Nos dias que se seguiram, os registros
sugerem ter havido pressão de interesses escusos e incompetência para que a
galera fosse autorizada a desembarcar sem qualquer controle sanitário.
O
cólera-morbo desembarcou em Belém e continuou a viagem, poucos dias depois, para
Óbitos e Manaus, a bordo do vapor Tapajós, com os trinta e dois colonos
estrangeiros, que desembarcaram em Óbitos, e quarenta militares do 11º Batalhão
de Caçadores que se dirigiam para Manaus. Na semana seguinte, o cirurgião do
Corpo de Saúde do Exército, comunicou que dois soldados do 11º Batalhão de
Caçadores estavam contaminados com cólera-morbo.
É possível que a Companhia de
Comércio e Navegação do Alto Amazonas, proprietária do Tapajós, concessionária
da exclusividade da navegação a vapor, no rio Amazonas, tenha pressionado as
autoridades da Província para a ocultação da gravidade da epidemia.
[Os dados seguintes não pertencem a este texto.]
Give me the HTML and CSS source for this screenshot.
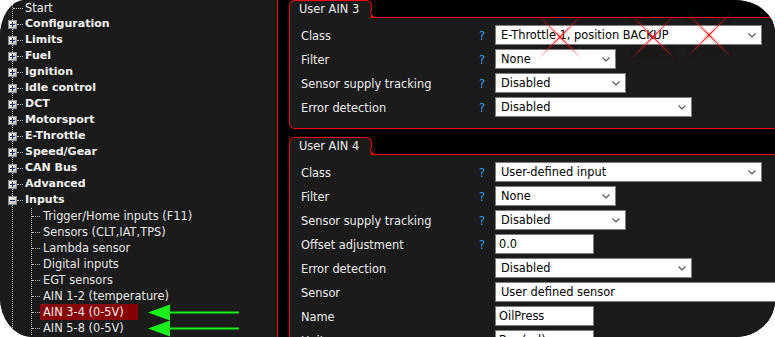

A notícia
chegada da mortal enfermidade alarmaria outros imigrantes estrangeiros, o que
implicaria em prejuízos à Companhia do Visconde de Mauá, representante dos
interesses da Inglaterra na Amazônia.
O fluxo migratório de colonos
europeus para a Amazônia começou em 1854, um século depois do fracasso do
Diretório Pombalino, coordenado pela mesma Companhia com objetivo de
substituição da mão de obra indígena, para melhorar a produção agrícola.
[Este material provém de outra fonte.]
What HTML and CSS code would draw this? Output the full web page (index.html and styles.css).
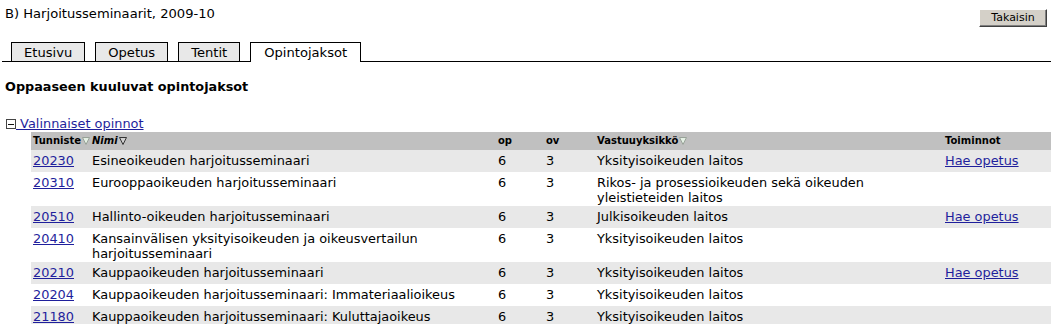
FILE: index.html
```html
<!DOCTYPE html>
<html lang="fi">
<head>
<meta charset="utf-8">
<title>Opintojaksot</title>
<link rel="stylesheet" href="styles.css">
</head>
<body>
<div class="page">
  <div class="titlebar">
    <div class="title">B) Harjoitusseminaarit, 2009-10</div>
    <button class="back" type="button">Takaisin</button>
  </div>
  <div class="tabs">
    <span class="tab">Etusivu</span>
    <span class="tab">Opetus</span>
    <span class="tab">Tentit</span>
    <span class="tab active">Opintojaksot</span>
  </div>
  <h1 class="heading">Oppaaseen kuuluvat opintojaksot</h1>
  <a class="group" href="#"><svg class="toggle" width="10" height="10" viewBox="0 0 10 10"><rect x="0.5" y="0.5" width="9" height="9" fill="#fff" stroke="#444"/><path d="M2 5.5 H8" stroke="#111"/></svg> Valinnaiset opinnot</a>
  <div class="section">
    <table class="courses">
      <colgroup>
        <col class="c-id"><col class="c-name"><col class="c-op"><col class="c-ov"><col class="c-unit"><col class="c-act">
      </colgroup>
      <thead>
        <tr>
          <th>Tunniste<svg class="sort" width="8" height="8" viewBox="0 0 8 8"><path d="M0.5 0.5 H7.5 L4 7.5 Z" fill="#e4f0e4" stroke="#98a298"/></svg></th>
          <th><i>Nimi</i><svg class="sort" width="8" height="8" viewBox="0 0 8 8"><path d="M0.5 0.5 H7.5 L4 7.5 Z" fill="#cfcfcf" stroke="#333"/></svg></th>
          <th>op</th>
          <th>ov</th>
          <th>Vastuuyksikkö<svg class="sort" width="8" height="8" viewBox="0 0 8 8"><path d="M0.5 0.5 H7.5 L4 7.5 Z" fill="#e4f0e4" stroke="#98a298"/></svg></th>
          <th>Toiminnot</th>
        </tr>
      </thead>
      <tbody>
        <tr><td><a href="#">20230</a></td><td>Esineoikeuden harjoitusseminaari</td><td>6</td><td>3</td><td>Yksityisoikeuden laitos</td><td><a href="#">Hae opetus</a></td></tr>
        <tr><td><a href="#">20310</a></td><td>Eurooppaoikeuden harjoitusseminaari</td><td>6</td><td>3</td><td>Rikos- ja prosessioikeuden sekä oikeuden yleistieteiden laitos</td><td></td></tr>
        <tr><td><a href="#">20510</a></td><td>Hallinto-oikeuden harjoitusseminaari</td><td>6</td><td>3</td><td>Julkisoikeuden laitos</td><td><a href="#">Hae opetus</a></td></tr>
        <tr><td><a href="#">20410</a></td><td>Kansainvälisen yksityisoikeuden ja oikeusvertailun harjoitusseminaari</td><td>6</td><td>3</td><td>Yksityisoikeuden laitos</td><td></td></tr>
        <tr><td><a href="#">20210</a></td><td>Kauppaoikeuden harjoitusseminaari</td><td>6</td><td>3</td><td>Yksityisoikeuden laitos</td><td><a href="#">Hae opetus</a></td></tr>
        <tr><td><a href="#">20204</a></td><td>Kauppaoikeuden harjoitusseminaari: Immateriaalioikeus</td><td>6</td><td>3</td><td>Yksityisoikeuden laitos</td><td></td></tr>
        <tr><td><a href="#">21180</a></td><td>Kauppaoikeuden harjoitusseminaari: Kuluttajaoikeus</td><td>6</td><td>3</td><td>Yksityisoikeuden laitos</td><td></td></tr>
      </tbody>
    </table>
  </div>
</div>
</body>
</html>
```

FILE: styles.css
```css
html, body {
  margin: 0;
  padding: 0;
  background: #fff;
}

body {
  font-family: "DejaVu Sans", Verdana, sans-serif;
  font-size: 12.9px;
  line-height: 16px;
  color: #000;
}

a {
  color: #1f1f9c;
  text-decoration: underline;
}

.page {
  padding-left: 5px;
}

.titlebar {
  box-sizing: border-box;
  height: 42px;
  padding: 6px 4px 0 0;
  display: flex;
  justify-content: space-between;
  align-items: flex-start;
}

.title {
  font-size: 13.1px;
}

.back {
  margin-top: 3px;
  width: 68px;
  height: 18px;
  padding: 0;
  font-family: "DejaVu Sans", Verdana, sans-serif;
  font-size: 11px;
  line-height: 14px;
  color: #000;
  background: #d4d0c8;
  border: 1px solid;
  border-color: #fff #404040 #404040 #fff;
  box-shadow: inset -1px -1px 0 #808080;
}

.tabs {
  display: flex;
  align-items: flex-end;
  gap: 10px;
  margin-left: -3px;
  padding-left: 9px;
  border-bottom: 1px solid #000;
  font-size: 13.1px;
}

.tab {
  padding: 2px 12px 0 12px;
  border: 1px solid #000;
  border-bottom: none;
  background: #e8e8e8;
}

.tab.active {
  background: #fff;
  padding: 2px 13px 1px 13px;
  margin-bottom: -1px;
}

.heading {
  margin: 17px 0 0;
  font-size: 12.8px;
  font-weight: bold;
  line-height: 16px;
}

.group {
  display: inline-block;
  margin-top: 21px;
  padding-left: 1px;
}

.toggle {
  vertical-align: -1px;
}

.section {
  padding-left: 26px;
}

.courses {
  width: 100%;
  table-layout: fixed;
  border-collapse: collapse;
}

.c-id { width: 59px; }
.c-name { width: 406px; }
.c-op { width: 48px; }
.c-ov { width: 51px; }
.c-unit { width: 348px; }
.c-act { width: 108px; }

.courses th {
  height: 18px;
  padding: 0 0 0 2px;
  background: #c0c0c0;
  font-size: 10px;
  line-height: 12px;
  font-weight: bold;
  text-align: left;
  vertical-align: middle;
  white-space: nowrap;
}

.courses th .sort {
  vertical-align: -1px;
  margin-left: 1px;
}

.courses td {
  height: 22px;
  box-sizing: border-box;
  padding: 3px 2px 1px 2px;
  line-height: 15px;
  vertical-align: top;
}

.courses tbody tr:nth-child(odd) td {
  background: #e8e8e8;
}
```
Com o medo coletivo da morte fora de
controle, sem alternativas de tratamento, as pessoas apavoradas propuseram
muitos remédios, desde o cozimento concentrado de goma arábica, até as infusões
de folhas medicinais, sempre acompanhadas dos purgativos. Porém, o maior
sucesso se voltou ao suco de limão concentrado como a grande revelação para o
tratamento do cólera-morbo, principalmente para os pobres, a maioria da
população, que não podiam pagar as extravagantes combinações farmacológicas dos
médicos.
A notícia de milhares de novos casos
no interior da Província aumentava o medo. Na localidade de Cametá, com a
população de seis e sete mil habitantes, o número de mortes chegou a cinquenta
pessoas por dia. O Presidente da Província do Pará, impressionado com a
gravidade da situação, fez visita no local e morreu vítima do cólera-morbo a
bordo do paquete Rio Negro, quando regressava da viagem.
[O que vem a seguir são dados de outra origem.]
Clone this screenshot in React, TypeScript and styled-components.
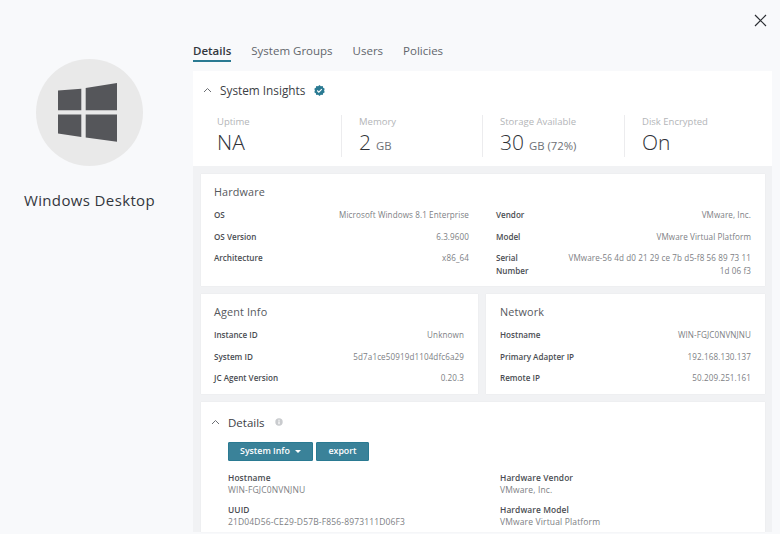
import React from "react";
import styled, { createGlobalStyle } from "styled-components";

const Global = createGlobalStyle`
  html, body { margin: 0; padding: 0; width: 780px; height: 534px; overflow: hidden; background: #f8f9fb; }
  body { font-family: "Open Sans", "Noto Sans", sans-serif; color: #3f4247; }
  * { box-sizing: border-box; }
`;
const Page = styled.div`
  width: 780px; height: 534px; overflow: hidden; background: #f8f9fb;
  display: grid; grid-template-columns: 193px 579px; position: relative;
`;
const Close = styled.button`
  position: absolute; top: 14px; left: 754px; width: 13px; height: 13px; padding: 0;
  background: none; border: 0; display: flex;
`;
const Side = styled.aside`
  display: flex; flex-direction: column; align-items: center; padding: 59px 14px 0 0;
`;
const Avatar = styled.div`
  width: 107px; height: 107px; border-radius: 50%; background: #e9e9e9;
  display: flex; align-items: center; justify-content: center; padding-right: 5px;
`;
const Name = styled.h1`
  margin: 24px 0 0; font-size: 15px; line-height: 20px; font-weight: 500; letter-spacing: .37px; color: #33373d; white-space: nowrap;
`;
const Main = styled.main`
  display: flex; flex-direction: column; padding-top: 43px; height: 532px;
`;
const Tabs = styled.nav`display: flex; gap: 20px; height: 28px;`;
const Tab = styled.div<{ $active?: boolean }>`
  height: 19px; font-size: 11.5px; line-height: 16px; font-weight: ${p => p.$active ? 600 : 500};
  color: ${p => p.$active ? "#33373d" : "#62666b"};
  border-bottom: ${p => p.$active ? "2px solid #2a7a92" : "0"};
`;
const Insights = styled.section`
  background: #fff; height: 95px; padding: 10px 0 0 10px; flex: none;
`;
const SectionHead = styled.div`display: flex; align-items: center; height: 18px; gap: 8px;`;
const InsightsTitle = styled.h2`margin: 0 1px 0 0; font-size: 11.8px; font-weight: 500; color: #3c4045;`;
const Stats = styled.div`display: flex; margin-top: 18px; margin-left: 14px;`;
const Stat = styled.div<{ $w: number }>`
  width: ${p => p.$w}px; height: 42px; margin-top: -2px;
  & + & { border-left: 1px solid #ececee; padding-left: 17px; }
`;
const StatLabel = styled.div`font-size: 9.5px; line-height: 13px; color: #b3b5b8;`;
const StatValue = styled.div`font-size: 21px; line-height: 27px; margin-top: 1px; font-weight: 300; color: #2f3237; white-space: nowrap;`;
const Unit = styled.span`font-size: 11.3px; color: #6d7075; margin-left: 5px; font-weight: 400;`;
const Well = styled.div`
  flex: 1; background: #f1f2f4; padding: 8px 7px 0 8px; display: flex; flex-direction: column; gap: 8px; min-height: 0;
`;
const Card = styled.section<{ $h?: number; $left?: number }>`
  background: #fff; box-shadow: 0 0 1px rgba(0,0,0,.08); padding: 10px 14px 0 ${p => p.$left ?? 13}px; flex: none;
  height: ${p => p.$h ? `${p.$h}px` : "auto"};
`;
const Row2 = styled.div`display: grid; grid-template-columns: 277px 279px; gap: 8px;`;
const CardTitle = styled.h3`margin: 0 0 9px; font-size: 10.8px; line-height: 16px; font-weight: 400; letter-spacing: .15px; color: #55585d;`;
const Grid2 = styled.div`display: grid; grid-template-columns: 255px 255px; column-gap: 27px;`;
const KV = styled.div<{ $tall?: boolean }>`
  display: flex; justify-content: space-between; gap: 8px; min-height: ${p => p.$tall ? 28 : 21.7}px; font-size: 8.1px; line-height: 12.5px;
`;
const Key = styled.div<{ $narrow?: boolean }>`
  font-weight: 600; color: #4a4d52; flex: none; max-width: ${p => p.$narrow ? "50px" : "none"};
`;
const Val = styled.div`color: #7d8084; text-align: right; letter-spacing: .1px;`;
const DetailsCard = styled(Card)`flex: 1; padding: 0; min-height: 0; overflow: hidden;`;
const DetailsHead = styled(SectionHead)`padding: 11px 0 0 10px; height: 29px; gap: 8px;`;
const DetailsTitle = styled.h3`margin: 0 2px 0 0; font-size: 11.5px; font-weight: 500; color: #3c4045;`;
const Actions = styled.div`display: flex; gap: 3px; margin: 11px 0 0 27px; height: 19px;`;
const Btn = styled.button<{ $w: number }>`
  width: ${p => p.$w}px; height: 19px; background: #3a8299; border: 1px solid #2a7a92; border-radius: 1px; color: #fff;
  font: 600 8.8px/1 "Open Sans", sans-serif; padding: 0; display: flex; align-items: center; justify-content: center; gap: 5px;
`;
const Caret = styled.span`width: 0; height: 0; border: 3px solid transparent; border-top: 3.5px solid #fff; border-bottom: 0;`;
const Fields = styled.div`display: grid; grid-template-columns: 272px 1fr; margin: 11px 0 0 27px; row-gap: 8px;`;
const FieldKey = styled.div`font-size: 8.4px; line-height: 12px; font-weight: 600; color: #4a4d52; letter-spacing: .1px;`;
const FieldVal = styled.div`font-size: 8.5px; line-height: 12px; color: #7d8084; letter-spacing: .15px;`;

const Chevron = () => (
  <svg width="9" height="6" viewBox="0 0 9 6" fill="none"><path d="M1 5l3.5-3.5L8 5" stroke="#6b6e73" strokeWidth="1" /></svg>
);
const WinIcon = () => (
  <svg width="59" height="59" viewBox="0 0 59 59" fill="#55565a">
    <path d="M0 7.4L23.3 5.7V27.2H0z" />
    <path d="M27.7 5L59 0V27.2H27.7z" />
    <path d="M0 31.4H23.3V54L0 50.6z" />
    <path d="M27.7 31.4H59V58.8L27.7 54.5z" />
  </svg>
);
const Badge = () => (
  <svg width="11" height="11" viewBox="0 0 24 24"><path fill="#2a7a92" d="M12 0l3 2.6 4-.4 1 3.8 3.4 2.2L22 12l1.4 3.8L20 18l-1 3.8-4-.4L12 24l-3-2.6-4 .4L4 18 .6 15.8 2 12 .6 8.2 4 6l1-3.8 4 .4z" /><path d="M7 12l3.5 3.5L17 9" stroke="#fff" strokeWidth="2.4" fill="none" /></svg>
);
const Info = () => (
  <svg width="8" height="8" viewBox="0 0 8 8"><circle cx="4" cy="4" r="3.7" fill="#c9cbce" /><rect x="3.4" y="3.4" width="1.2" height="2.8" fill="#fff" /><rect x="3.4" y="1.7" width="1.2" height="1.1" fill="#fff" /></svg>
);

const Pair = ({ k, v, tall }: { k: string; v: React.ReactNode; tall?: boolean }) => (
  <KV $tall={tall}><Key $narrow={tall}>{k}</Key><Val>{v}</Val></KV>
);

export default function App() {
  return (
    <Page>
      <Global />
      <Close aria-label="Close">
        <svg width="13" height="13" viewBox="0 0 13 13"><path d="M1 1l11 11M12 1L1 12" stroke="#2b2e33" strokeWidth="1.2" /></svg>
      </Close>
      <Side>
        <Avatar><WinIcon /></Avatar>
        <Name>Windows Desktop</Name>
      </Side>
      <Main>
        <Tabs>
          <Tab $active>Details</Tab>
          <Tab>System Groups</Tab>
          <Tab>Users</Tab>
          <Tab>Policies</Tab>
        </Tabs>
        <Insights>
          <SectionHead>
            <Chevron />
            <InsightsTitle>System Insights</InsightsTitle>
            <Badge />
          </SectionHead>
          <Stats>
            <Stat $w={124}><StatLabel>Uptime</StatLabel><StatValue>NA</StatValue></Stat>
            <Stat $w={141}><StatLabel>Memory</StatLabel><StatValue>2<Unit>GB</Unit></StatValue></Stat>
            <Stat $w={142}><StatLabel>Storage Available</StatLabel><StatValue>30<Unit>GB (72%)</Unit></StatValue></Stat>
            <Stat $w={130}><StatLabel>Disk Encrypted</StatLabel><StatValue>On</StatValue></Stat>
          </Stats>
        </Insights>
        <Well>
          <Card $h={112}>
            <CardTitle>Hardware</CardTitle>
            <Grid2>
              <Pair k="OS" v="Microsoft Windows 8.1 Enterprise" />
              <Pair k="Vendor" v="VMware, Inc." />
              <Pair k="OS Version" v="6.3.9600" />
              <Pair k="Model" v="VMware Virtual Platform" />
              <Pair k="Architecture" v="x86_64" />
              <Pair k="Serial Number" tall v={<>VMware-56 4d d0 21 29 ce 7b d5-f8 56 89 73 11<br />1d 06 f3</>} />
            </Grid2>
          </Card>
          <Row2>
            <Card $h={100}>
              <CardTitle>Agent Info</CardTitle>
              <Pair k="Instance ID" v="Unknown" />
              <Pair k="System ID" v="5d7a1ce50919d1104dfc6a29" />
              <Pair k="JC Agent Version" v="0.20.3" />
            </Card>
            <Card $h={100} $left={14}>
              <CardTitle>Network</CardTitle>
              <Pair k="Hostname" v="WIN-FGJC0NVNJNU" />
              <Pair k="Primary Adapter IP" v="192.168.130.137" />
              <Pair k="Remote IP" v="50.209.251.161" />
            </Card>
          </Row2>
          <DetailsCard>
            <DetailsHead>
              <Chevron />
              <DetailsTitle>Details</DetailsTitle>
              <Info />
            </DetailsHead>
            <Actions>
              <Btn $w={85}>System Info <Caret /></Btn>
              <Btn $w={53}>export</Btn>
            </Actions>
            <Fields>
              <div><FieldKey>Hostname</FieldKey><FieldVal>WIN-FGJC0NVNJNU</FieldVal></div>
              <div><FieldKey>Hardware Vendor</FieldKey><FieldVal>VMware, Inc.</FieldVal></div>
              <div><FieldKey>UUID</FieldKey><FieldVal>21D04D56-CE29-D57B-F856-8973111D06F3</FieldVal></div>
              <div><FieldKey>Hardware Model</FieldKey><FieldVal>VMware Virtual Platform</FieldVal></div>
            </Fields>
          </DetailsCard>
        </Well>
      </Main>
    </Page>
  );
}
A busca dos culpados por meio da
expiação dos pecados tomou corpo. O bispo
de Belém, acreditando que a ira divina só poderia ser aplacada com rezas e
penitências, promoveu, com a autorização do Presidente da Comissão de Higiene,
concorridas peregrinações e ritos que acabaram por se constituir em um momento
facilitador da propagação do bacilo.